Thanks, John! Very powerful, very much so. And yes, we have discussed this here before, when I told about sitting in the dayroom in a 25th Inf Div unit watching it all on TV. The other men in the room were mostly all Vietnam Vets, NCOs mostly, and as hard a bunch of men as I've ever worked with. Grizzled and sometimes mean, as I found later, but more than a couple of them were crying watching all of that. The others were just pissed off. Seriously so. I especially remember one scene (maybe because it get replayed a lot) of Vietnamese UH-1 pilots flying their birds into the ocean near a US aircraft carrier becuase there was no room on the deck for them, at the same time American sailors on deck were pushing helicopters over the side. The difference today is that Iraq is not Vietnam, and enough of us still remember that goat-screw to care about it not happening again.

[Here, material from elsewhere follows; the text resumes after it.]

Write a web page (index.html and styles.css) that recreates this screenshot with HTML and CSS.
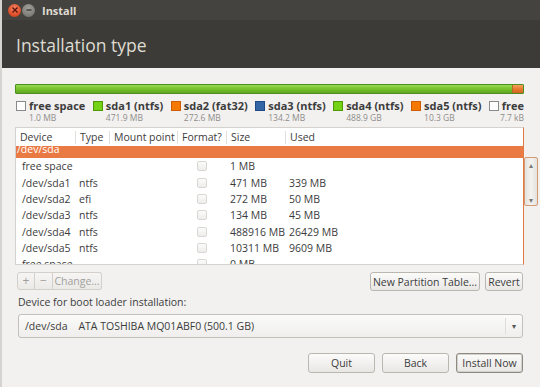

I hope I'm right and that so are all the rest of you, and the author of the article. Of course, the main difference --not mentioned by the guy in Iran or anyone else, is that it is highly unlikely that the U.S. will allow Tehran to attain control of the oil reserves in the middle east. Democracy aside. we didn't fight Gulf War I for the freedom of the Kuwaiti, no matter what anyone says. Hard to say... V/R
 
"The difference today is that Iraq is not Vietnam, and enough of us still remember that goat-screw to care about it not happening again. I hope I'm right and that so are all the rest of you, and the author of the article." I hope you're correct Sanger. I trully do. I have more than enough friends who lived thru Hell that Vietnam became in 1975(on up to modern day) that I don't need new ones from Iraq. Sometimes I just wish people could get beyond gotcha politics and the constant campaigning to see that it isn't about *US* anymore---just like the war for VIetnam wasn't about us.